Inherited Foundation (v1.0)
LongCat-Video-Avatar 1.5 builds on capabilities introduced in the original release, including:
- Disentangled Unconditional Guidance: Natural micro-movements (blinking, breathing, posture) during silent segments—silence does not mean freeze
- Cross-Chunk Latent Stitching: Long-video generation without VAE encode-decode quality loss; stable 5-minute+ sequences (~5,000 frames)

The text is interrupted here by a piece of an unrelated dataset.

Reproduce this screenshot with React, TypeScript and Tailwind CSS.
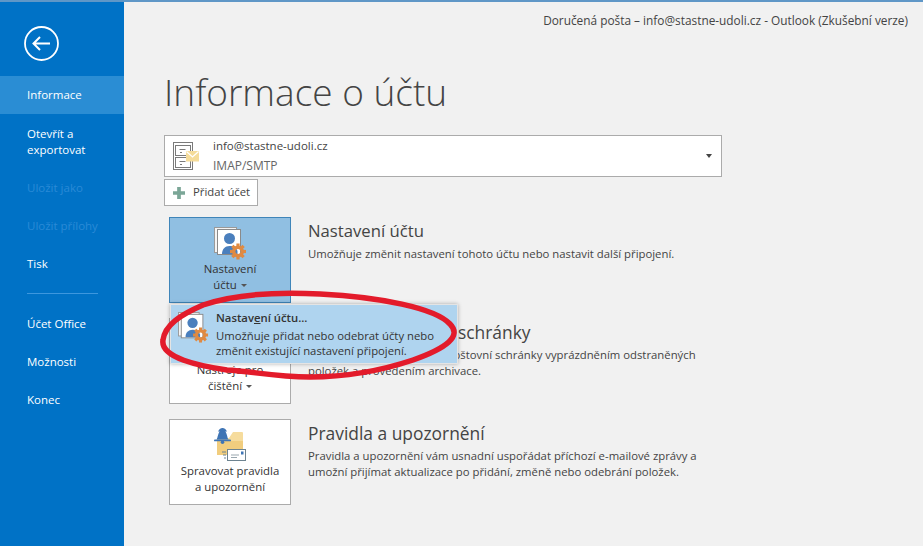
import React from "react";

const font = { fontFamily: '"Open Sans", "Noto Sans", sans-serif' };

function NavItem({ label, active, disabled }: { label: React.ReactNode; active?: boolean; disabled?: boolean }) {
  return (
    <div
      className={`flex min-h-[38px] items-center pl-[27px] text-[11.5px] leading-[16px] ${
        active ? "bg-[#2a8dd4] text-white" : disabled ? "text-[#2a8ad6]" : "text-white"
      }`}
    >
      <span>{label}</span>
    </div>
  );
}

function PersonGear({ size = 33 }: { size?: number }) {
  return (
    <svg width={size} height={size} viewBox="0 0 33 33" className="shrink-0">
      <rect x="0.500" y="0.500" width="22" height="25" fill="#f4f4f4" stroke="#9a9a9a" />
      <rect x="3.500" y="2.500" width="23" height="25" fill="#fff" stroke="#8a8a8a" />
      <circle cx="15.500" cy="11.500" r="5.500" fill="#4a7fbd" />
      <path d="M8 27c0-5 3-8 7.500-8s7 2 8 5v3z" fill="#4a7fbd" />
      <g transform="translate(24 24.500)" fill="#e08a42">
        {[0, 45, 90, 135, 180, 225, 270, 315].map((a) => (
          <rect key={a} x="-1.600" y="-8" width="3.200" height="4" transform={`rotate(${a})`} />
        ))}
        <circle r="4.300" fill="none" stroke="#e08a42" strokeWidth="3.400" />
      </g>
    </svg>
  );
}

function Cabinet() {
  return (
    <svg width="27" height="28" viewBox="0 0 27 28" className="shrink-0">
      <g fill="none" stroke="#7a7a7a">
        <rect x="0.500" y="0.500" width="19" height="27" />
        <rect x="2.500" y="3.500" width="15" height="10" />
        <rect x="2.500" y="15.500" width="15" height="10" />
        <path d="M6.500 7.500h6M6.500 19.500h6M7 10.500h2M7 22.500h2" />
      </g>
      <rect x="13" y="9" width="13" height="10.500" fill="#f5dc9a" />
      <path d="M13.500 9.500l6 5.500 6-5.500" fill="none" stroke="#fff" strokeWidth="1.200" />
    </svg>
  );
}

function BellFolder() {
  return (
    <svg width="32" height="33" viewBox="0 0 32 33" className="shrink-0">
      <path d="M3 10h12l4-6h9a1 1 0 0 1 1 1v21H3z" fill="#f6dc9d" />
      <path d="M3 13h26v14H3z" fill="#f1cd7e" />
      <path d="M2.500 11.500c1.500-1 1-8 6-11.500 5 3.500 4.500 10.500 6 11.500z" fill="#3f75b5" />
      <path d="M4 3.500C5 1 7 0 8.500 0S12 1 13 3.500z" fill="#3f75b5" />
      <rect x="0" y="11.500" width="17" height="1.800" rx="0.900" fill="#3f75b5" />
      <circle cx="8.500" cy="14.300" r="1.800" fill="#3f75b5" />
      <rect x="13.500" y="21.500" width="18" height="11" fill="#fff" stroke="#6d8390" />
      <rect x="27" y="23.500" width="2.500" height="3" fill="#3f75b5" />
      <path d="M17 27h8M17 29.500h6" stroke="#9aa7af" />
      <path d="M8 24h4M9 27h3M10 30h2" stroke="#6d8390" />
    </svg>
  );
}

function Caret() {
  return <span className="ml-[4px] inline-block h-0 w-0 border-x-[3px] border-t-[3px] border-x-transparent border-t-[#555] align-middle" />;
}

function Section({
  button,
  title,
  titleSize,
  body,
  active,
}: {
  button: React.ReactNode;
  title: string;
  titleSize: string;
  body: React.ReactNode;
  active?: boolean;
}) {
  return (
    <div className="flex h-[86px]">
      <div
        className={`ml-[5px] flex h-[86px] w-[122px] shrink-0 flex-col items-center justify-end border pb-[9px] text-center text-[11.4px] leading-[16px] text-[#333] ${
          active ? "border-[#3f85b9] bg-[#90bfe2]" : "border-[#ababab] bg-white"
        }`}
      >
        {button}
      </div>
      <div className="ml-[17px] pt-[2px]">
        <div className={`whitespace-nowrap ${titleSize} leading-[24px] text-[#444]`}>{title}</div>
        <div className="mt-[3px] whitespace-nowrap text-[11.33px] leading-[16px] text-[#444]">{body}</div>
      </div>
    </div>
  );
}

export default function App() {
  return (
    <div className="relative flex h-[546px] w-[923px] flex-col overflow-hidden bg-[#f1f1f1]" style={font}>
      <div className="h-[2px] shrink-0 bg-[#5f97c7]" />
      <div className="flex min-h-0 flex-1">
        <aside className="flex w-[124px] shrink-0 flex-col bg-[#0072c6]">
          <div className="flex h-[74px] items-start pl-[24px] pt-[24px]">
            <svg width="35" height="35" viewBox="0 0 35 35">
              <circle cx="17.500" cy="17.500" r="16.500" fill="none" stroke="#fff" strokeWidth="1.800" />
              <path d="M26 17.500H10M16 11l-6.500 6.500L16 24" fill="none" stroke="#fff" strokeWidth="2" />
            </svg>
          </div>
          <NavItem label="Informace" active />
          <div className="pb-[11px] pl-[27px] pt-[12px] text-[11.5px] leading-[16px] text-white">
            Otevřít a<br />exportovat
          </div>
          <NavItem label="Uložit jako" disabled />
          <NavItem label="Uložit přílohy" disabled />
          <NavItem label="Tisk" />
          <div className="mb-[11px] ml-[27px] mt-[10px] h-px w-[71px] bg-[#3d97de]" />
          <NavItem label="Účet Office" />
          <NavItem label="Možnosti" />
          <NavItem label="Konec" />
        </aside>
        <main className="min-w-0 flex-1 pl-[40px]">
          <div className="flex h-[34px] items-start justify-end pr-[15px] pt-[11px] text-[11.85px] leading-[15px] text-[#444]">
            Doručená pošta – info@stastne-udoli.cz - Outlook (Zkušební verze)
          </div>
          <h1 className="mt-[27px] h-[72px] text-[37px] font-light leading-[58px] text-[#444]">Informace o účtu</h1>
          <div className="flex h-[42px] w-[558px] items-center border border-[#ababab] bg-white pl-[8px] pr-[9px]">
            <Cabinet />
            <div className="ml-[13px] flex-1 leading-[19px] text-[#444]">
              <div className="-mt-[1px] text-[11.5px]">info@stastne-udoli.cz</div>
              <div className="mt-[1px] text-[12px] text-[#666]">IMAP/SMTP</div>
            </div>
            <span className="h-0 w-0 border-x-[3.500px] border-t-[4px] border-x-transparent border-t-[#444]" />
          </div>
          <div className="mt-[2px] flex h-[27px] w-[94px] items-center border border-[#ababab] bg-white pl-[8px] text-[11.3px] text-[#444]">
            <svg width="12" height="12" viewBox="0 0 13 13" className="shrink-0">
              <path d="M4.500 0h4v4.500H13v4H8.500V13h-4V8.500H0v-4h4.500z" fill="#7ba697" />
            </svg>
            <span className="ml-[8px]">Přidat účet</span>
          </div>
          <div className="mt-[11px] flex flex-col gap-[15px]">
            <Section
              active
              button={
                <>
                  <div className="mb-[1px]"><PersonGear /></div>
                  <div>Nastavení</div>
                  <div>účtu<Caret /></div>
                </>
              }
              title="Nastavení účtu"
              titleSize="text-[16.7px]"
              body="Umožňuje změnit nastavení tohoto účtu nebo nastavit další připojení."
            />
            <Section
              button={
                <>
                  <div>Nástroje pro</div>
                  <div>čištění<Caret /></div>
                </>
              }
              title="Vyčištění poštovní schránky"
              titleSize="text-[17.4px]"
              body={<>Umožňuje omezit velikost poštovní schránky vyprázdněním odstraněných<br />položek a provedením archivace.</>}
            />
            <Section
              button={
                <>
                  <div className="mb-[2px]"><BellFolder /></div>
                  <div>Spravovat pravidla</div>
                  <div>a upozornění</div>
                </>
              }
              title="Pravidla a upozornění"
              titleSize="text-[17.4px]"
              body={<>Pravidla a upozornění vám usnadní uspořádat příchozí e-mailové zprávy a<br />umožní přijímat aktualizace po přidání, změně nebo odebrání položek.</>}
            />
          </div>
        </main>
      </div>
      <div className="absolute left-[170px] top-[304px] flex h-[60px] w-[288px] border border-[#e4e4e4] bg-[#afd4ef] pl-[7px] pt-[7px] shadow-[0_0_4px_rgba(0,0,0,0.3)]">
        <PersonGear size={31} />
        <div className="ml-[7px] whitespace-nowrap text-[11.3px] leading-[15.500px] text-[#333]">
          <div className="-mt-[2px] mb-[2px] text-[11.3px] font-semibold">Nastav<span className="underline">e</span>ní účtu...</div>
          <div>Umožňuje přidat nebo odebrat účty nebo</div>
          <div>změnit existující nastavení připojení.</div>
        </div>
      </div>
      <svg className="pointer-events-none absolute left-[150px] top-[280px]" width="320" height="110" viewBox="0 0 320 110">
        <path
          d="M13 60C15 45 30 35 53 25C85 14 130 12 170 14C230 17 285 28 300 44C312 56 297 68 263 80C230 91 195 97 160 97C125 97 100 91 77 90C50 86 10 78 13 60Z"
          fill="none"
          stroke="#e31b2b"
          strokeWidth="5.500"
          strokeLinejoin="round"
        />
      </svg>
    </div>
  );
}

- Reference Skip Attention: Identity consistency without rigid "copy-paste" motion; flexible reference frame control via RoPE indices
- Full-body synchronization: Coordinated lip sync, eyes, facial expression, and body gestures
- Multi-mode support: AT2V, ATI2V, and video continuation in one unified model
EvalTalker Benchmark
The team built a comprehensive evaluation benchmark based on EvalTalker, covering news, education, entertainment, and commercial scenarios with varying difficulty across audio (speech rate, emotion) and visual (person count, pose, occlusion) dimensions.

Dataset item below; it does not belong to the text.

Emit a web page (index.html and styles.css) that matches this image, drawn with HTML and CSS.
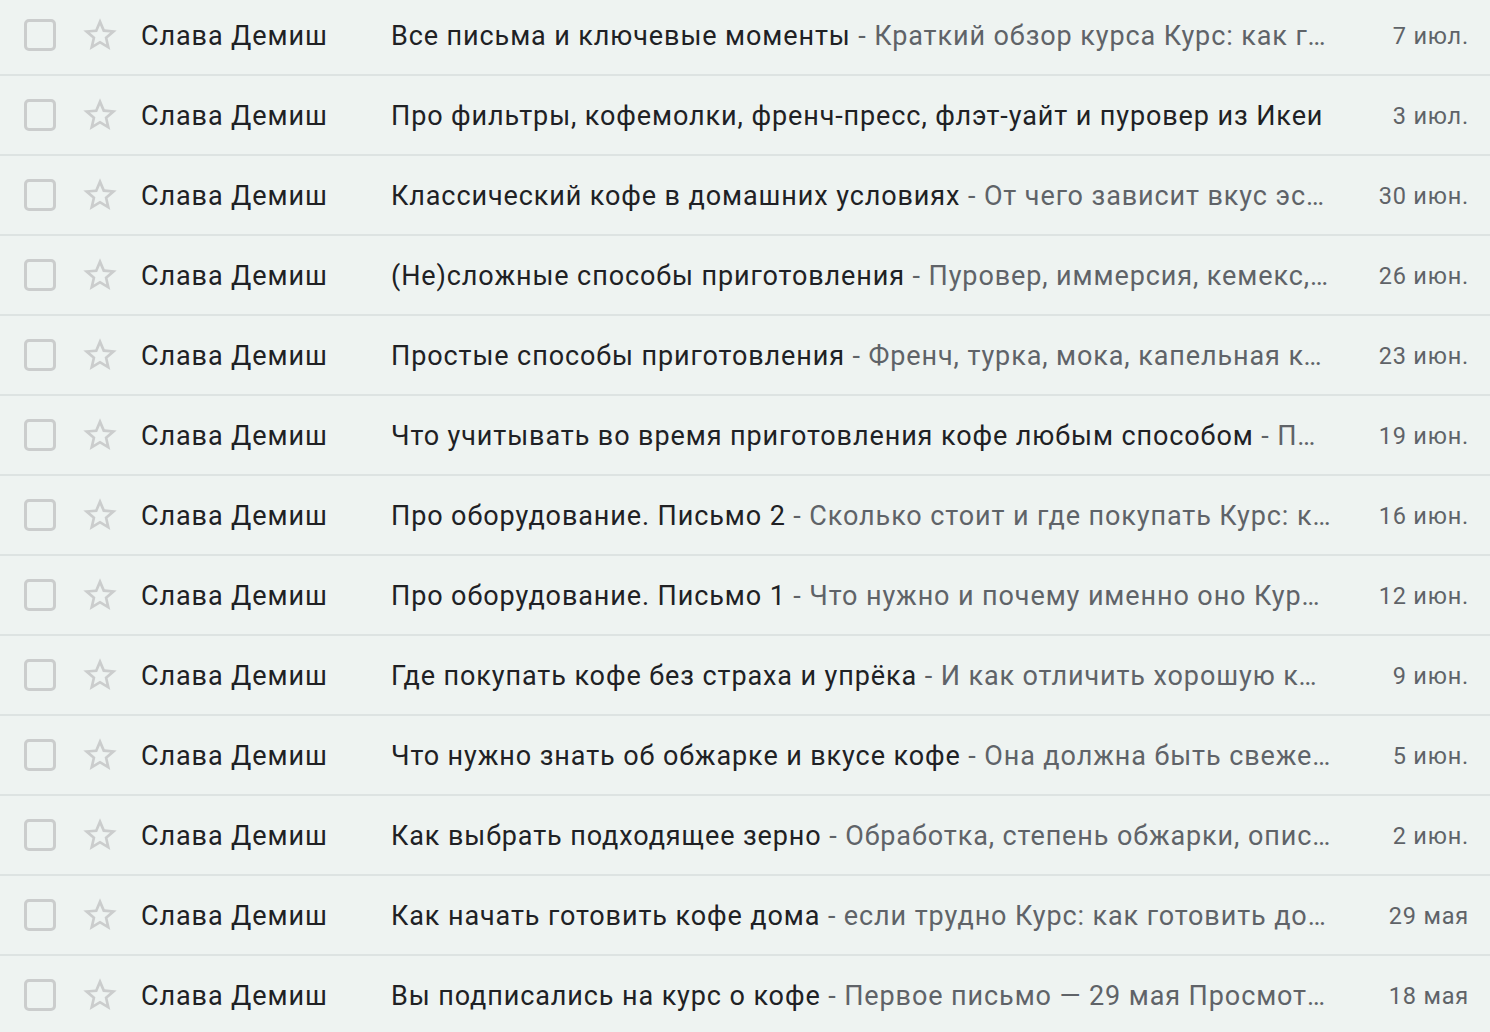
FILE: index.html
```html
<!DOCTYPE html>
<html lang="ru">
<head>
<meta charset="utf-8">
<title>Входящие</title>
<link rel="stylesheet" href="styles.css">
</head>
<body>
<svg width="0" height="0" class="defs" aria-hidden="true">
  <defs>
    <path id="star" d="M22 9.24l-7.19-.62L12 2 9.19 8.63 2 9.24l5.46 4.73L5.82 21 12 17.27 18.18 21l-1.63-7.03L22 9.24zM12 15.4l-3.76 2.27 1-4.28-3.32-2.88 4.38-.38L12 6.1l1.71 4.04 4.38.38-3.32 2.88 1 4.28L12 15.4z"/>
  </defs>
</svg>
<ul class="list">
  <li class="row"><span class="check"></span><svg class="star" viewBox="0 0 24 24"><use href="#star"/></svg><span class="name">Слава Демиш</span><span class="line"><span class="subject">Все письма и ключевые моменты</span><span class="snippet">&nbsp;- Краткий обзор курса Курс: как готовить дома вкусный кофе</span></span><span class="date">7 июл.</span></li>
  <li class="row"><span class="check"></span><svg class="star" viewBox="0 0 24 24"><use href="#star"/></svg><span class="name">Слава Демиш</span><span class="line"><span class="subject">Про фильтры, кофемолки, френч-пресс, флэт-уайт и пуровер из Икеи</span><span class="snippet">&nbsp;- Ответы на вопросы Курс: как готовить дома</span></span><span class="date">3 июл.</span></li>
  <li class="row"><span class="check"></span><svg class="star" viewBox="0 0 24 24"><use href="#star"/></svg><span class="name">Слава Демиш</span><span class="line"><span class="subject">Классический кофе в домашних условиях</span><span class="snippet">&nbsp;- От чего зависит вкус эспрессо Курс: как готовить</span></span><span class="date">30 июн.</span></li>
  <li class="row"><span class="check"></span><svg class="star" viewBox="0 0 24 24"><use href="#star"/></svg><span class="name">Слава Демиш</span><span class="line"><span class="subject">(Не)сложные способы приготовления</span><span class="snippet">&nbsp;- Пуровер, иммерсия, кемекс, аэропресс Курс</span></span><span class="date">26 июн.</span></li>
  <li class="row"><span class="check"></span><svg class="star" viewBox="0 0 24 24"><use href="#star"/></svg><span class="name">Слава Демиш</span><span class="line"><span class="subject">Простые способы приготовления</span><span class="snippet">&nbsp;- Френч, турка, мока, капельная кофеварка Курс</span></span><span class="date">23 июн.</span></li>
  <li class="row"><span class="check"></span><svg class="star" viewBox="0 0 24 24"><use href="#star"/></svg><span class="name">Слава Демиш</span><span class="line"><span class="subject">Что учитывать во время приготовления кофе любым способом</span><span class="snippet">&nbsp;- Помол, вода, температура Курс</span></span><span class="date">19 июн.</span></li>
  <li class="row"><span class="check"></span><svg class="star" viewBox="0 0 24 24"><use href="#star"/></svg><span class="name">Слава Демиш</span><span class="line"><span class="subject">Про оборудование. Письмо 2</span><span class="snippet">&nbsp;- Сколько стоит и где покупать Курс: как готовить</span></span><span class="date">16 июн.</span></li>
  <li class="row"><span class="check"></span><svg class="star" viewBox="0 0 24 24"><use href="#star"/></svg><span class="name">Слава Демиш</span><span class="line"><span class="subject">Про оборудование. Письмо 1</span><span class="snippet">&nbsp;- Что нужно и почему именно оно Курс: как готовить</span></span><span class="date">12 июн.</span></li>
  <li class="row"><span class="check"></span><svg class="star" viewBox="0 0 24 24"><use href="#star"/></svg><span class="name">Слава Демиш</span><span class="line"><span class="subject">Где покупать кофе без страха и упрёка</span><span class="snippet">&nbsp;- И как отличить хорошую кофейню Курс</span></span><span class="date">9 июн.</span></li>
  <li class="row"><span class="check"></span><svg class="star" viewBox="0 0 24 24"><use href="#star"/></svg><span class="name">Слава Демиш</span><span class="line"><span class="subject">Что нужно знать об обжарке и вкусе кофе</span><span class="snippet">&nbsp;- Она должна быть свежей Курс: как готовить</span></span><span class="date">5 июн.</span></li>
  <li class="row"><span class="check"></span><svg class="star" viewBox="0 0 24 24"><use href="#star"/></svg><span class="name">Слава Демиш</span><span class="line"><span class="subject">Как выбрать подходящее зерно</span><span class="snippet">&nbsp;- Обработка, степень обжарки, описание вкуса Курс</span></span><span class="date">2 июн.</span></li>
  <li class="row"><span class="check"></span><svg class="star" viewBox="0 0 24 24"><use href="#star"/></svg><span class="name">Слава Демиш</span><span class="line"><span class="subject">Как начать готовить кофе дома</span><span class="snippet">&nbsp;- если трудно Курс: как готовить дома вкусный кофе</span></span><span class="date">29 мая</span></li>
  <li class="row"><span class="check"></span><svg class="star" viewBox="0 0 24 24"><use href="#star"/></svg><span class="name">Слава Демиш</span><span class="line"><span class="subject">Вы подписались на курс о кофе</span><span class="snippet">&nbsp;- Первое письмо — 29 мая Просмотреть в браузере</span></span><span class="date">18 мая</span></li>
</ul>
</body>
</html>
```
FILE: styles.css
```css
html, body {
  margin: 0;
  padding: 0;
  background: #eef3f1;
  overflow: hidden;
}

.defs {
  position: absolute;
}

.list {
  list-style: none;
  margin: -4px 0 0 0;
  padding: 0;
  font-family: Roboto, "Noto Sans", sans-serif;
  letter-spacing: 0.9px;
}

.row {
  display: flex;
  align-items: center;
  height: 77px;
  border-bottom: 2px solid #dde3e2;
  padding: 1px 21px 0 24px;
  box-sizing: content-box;
  color: #202124;
  font-size: 27px;
  white-space: nowrap;
}

.check {
  flex: 0 0 auto;
  width: 26px;
  height: 26px;
  border: 3px solid #cbcdcd;
  border-radius: 5px;
  margin-top: -1px;
}

.star {
  flex: 0 0 auto;
  width: 40px;
  height: 40px;
  margin-left: 24px;
  margin-top: -1px;
  fill: #cbcdcd;
}

.name {
  flex: 0 0 auto;
  width: 250px;
  margin-left: 21px;
}

.line {
  flex: 1 1 auto;
  min-width: 0;
  display: flex;
}

.subject {
  flex: 0 1 auto;
  min-width: 0;
  overflow: hidden;
  text-overflow: ellipsis;
}

.snippet {
  flex: 1 1 0;
  min-width: 0;
  overflow: hidden;
  text-overflow: ellipsis;
  color: #5f6368;
}

.date {
  flex: 0 0 auto;
  width: 138px;
  text-align: right;
  font-size: 23.5px;
  letter-spacing: 0.8px;
  color: #5f6368;
}
```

- 770 evaluators completed 13,240 subjective ratings
- 10 domain experts conducted structured quality analysis
- Four core dimensions: physical plausibility, temporal stability, identity consistency, audio-visual coordination
User Preference Win Rates
| Comparison | Win Rate vs. LongCat-Video-Avatar 1.5 |
|---|---|
| Kling Avatar 2.0 | 65.9% |
| OmniHuman 1.5 | 61.1% |
| HeyGen | 54.3% |
Scene Performance
| Scenario | Score | Notes |
|---|---|---|
| Single-person | 3.336 | Significantly above HeyGen, OmniHuman 1.5, and others |
| Multi-person | 2.730 | Large lead over InfiniteTalk (2.339); strong speaker/listener distinction |
Physical Plausibility & Long-Temporal Stability
- Subject deformation rate: 23.1% (lowest among compared models)

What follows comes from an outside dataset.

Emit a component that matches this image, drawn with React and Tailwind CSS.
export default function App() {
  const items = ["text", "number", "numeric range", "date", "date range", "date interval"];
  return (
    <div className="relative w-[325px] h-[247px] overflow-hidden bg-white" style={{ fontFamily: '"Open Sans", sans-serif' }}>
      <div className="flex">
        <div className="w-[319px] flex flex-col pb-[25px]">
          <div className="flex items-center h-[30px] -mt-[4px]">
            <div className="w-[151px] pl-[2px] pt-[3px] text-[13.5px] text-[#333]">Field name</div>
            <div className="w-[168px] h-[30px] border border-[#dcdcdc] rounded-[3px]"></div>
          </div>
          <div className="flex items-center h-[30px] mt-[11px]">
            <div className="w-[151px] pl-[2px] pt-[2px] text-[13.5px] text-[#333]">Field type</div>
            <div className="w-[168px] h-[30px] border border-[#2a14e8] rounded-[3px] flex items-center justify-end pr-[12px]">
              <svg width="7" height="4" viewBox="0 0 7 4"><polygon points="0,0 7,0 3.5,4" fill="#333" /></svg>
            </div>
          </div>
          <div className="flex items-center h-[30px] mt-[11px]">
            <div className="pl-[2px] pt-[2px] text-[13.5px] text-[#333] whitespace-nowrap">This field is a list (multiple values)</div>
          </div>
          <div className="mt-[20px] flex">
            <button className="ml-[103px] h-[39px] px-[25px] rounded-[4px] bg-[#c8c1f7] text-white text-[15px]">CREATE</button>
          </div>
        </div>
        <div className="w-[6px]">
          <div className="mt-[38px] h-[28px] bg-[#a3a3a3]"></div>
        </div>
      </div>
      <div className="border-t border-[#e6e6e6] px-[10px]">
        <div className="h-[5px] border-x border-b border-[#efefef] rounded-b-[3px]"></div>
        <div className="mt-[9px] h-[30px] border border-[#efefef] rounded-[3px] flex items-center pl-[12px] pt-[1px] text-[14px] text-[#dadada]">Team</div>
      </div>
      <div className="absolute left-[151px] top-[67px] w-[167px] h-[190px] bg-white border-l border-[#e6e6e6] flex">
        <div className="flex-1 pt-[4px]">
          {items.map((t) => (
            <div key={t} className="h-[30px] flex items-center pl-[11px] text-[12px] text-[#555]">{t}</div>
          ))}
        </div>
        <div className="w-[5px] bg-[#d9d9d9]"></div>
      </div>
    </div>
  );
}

- Background deformation rate: 9.4%
- Frame skip rate: 0.8% (lowest among all compared models)
- Stable color and detail over long continuous generation; minimal tone drift accumulation
Audio-Visual Coordination
- Face-body sync issue rate: 5.1% (best among compared models)
- Lip sync issue rate: 29.8% (best among compared models)
- Best overall coordination of speech, lips, expression, and motion for speaking characters
Across physical plausibility, temporal stability, identity consistency, and audio-visual coordination, LongCat-Video-Avatar 1.5 achieves a leading and balanced radar profile—maintaining high generation quality while delivering major efficiency gains.
Key Features Summary
- Commercial-grade quality: Naturalness, realism, and stability meet production requirements; competitive with leading closed-source systems
- Whisper-large audio: Finer phoneme, rhythm, and multilingual prosody understanding
- Open-domain subjects: Real humans, anime, virtual idols, animals, and more
- Multi-person dialogue: Accurate speaker vs. listener roles in complex scenes
- DMD 8-step inference: ~15× faster than 50-step baseline; ~1 min for 10s video
- Shared base + LoRA: Lower VRAM vs. three-model parallel deployment
- GRPO frame-level alignment: Corrects motion, hands, structure, and expression-speech mismatch
- Long-video stability: Cross-Chunk Latent Stitching; minimal drift, jitter, and identity loss
- Silent-segment naturalness: Micro-expressions and body dynamics without spurious lip motion
Technical Architecture
- Base: LongCat-Video Diffusion Transformer (DiT) with long-video generation priors
- Audio encoder: Whisper-large (upgraded from Wav2Vec2)
- Distillation: DMD — 50-step teacher compressed to 8-step student
- Deployment: One shared foundation model + task-specific LoRA adapters
- Alignment: GRPO with frame-level human preference rewards
- Long video: Cross-Chunk Latent Stitching + Reference Skip Attention
- Guidance: Disentangled Unconditional Guidance for silent segments
Resources (v1.5)
- GitHub: https://github.com/meituan-longcat/LongCat-Video
- Hugging Face: https://huggingface.co/meituan-longcat/LongCat-Video-Avatar-1.5
- ModelScope: https://www.modelscope.cn/models/meituan-longcat/LongCat-Video-Avatar-1.5
- Project Page: https://meigen-ai.github.io/LongCat-Video-Avatar-1.5-Page/
- Tech Report: LongCat-Video-Avatar-1.5-Tech-Report.pdf
- Related: LongCat-Video Base Model
- Release Announcement
- Back to Models Overview
Version History
LongCat-Video-Avatar 1.5 (May 2026) — Current
Commercial-grade upgrade: Whisper-large, DMD 8-step inference, GRPO alignment, enhanced multi-person and open-domain data, EvalTalker-leading benchmarks.
LongCat-Video-Avatar v1.0 (November 2025)
Initial open-source SOTA release: Cross-Chunk Latent Stitching, Reference Skip Attention, Disentangled Unconditional Guidance, 5-minute+ stable generation.
- Hugging Face (v1.0): LongCat-Video-Avatar
- Project Page (v1.0): LongCat-Video-Avatar
Philosophy
The open-source release of LongCat-Video-Avatar 1.5 is more than a version bump—it is an invitation to developers and creators. Digital human video generation is moving from "showcase effects" to "real usage," facing more open scenarios: different characters, languages, content forms, and complex business needs.
We hope LongCat-Video-Avatar 1.5 becomes a verifiable, improvable, co-buildable technical foundation. Models and code are open—welcome use, testing, and feedback in your own scenarios, and we look forward to advancing open-source digital human video together with the community.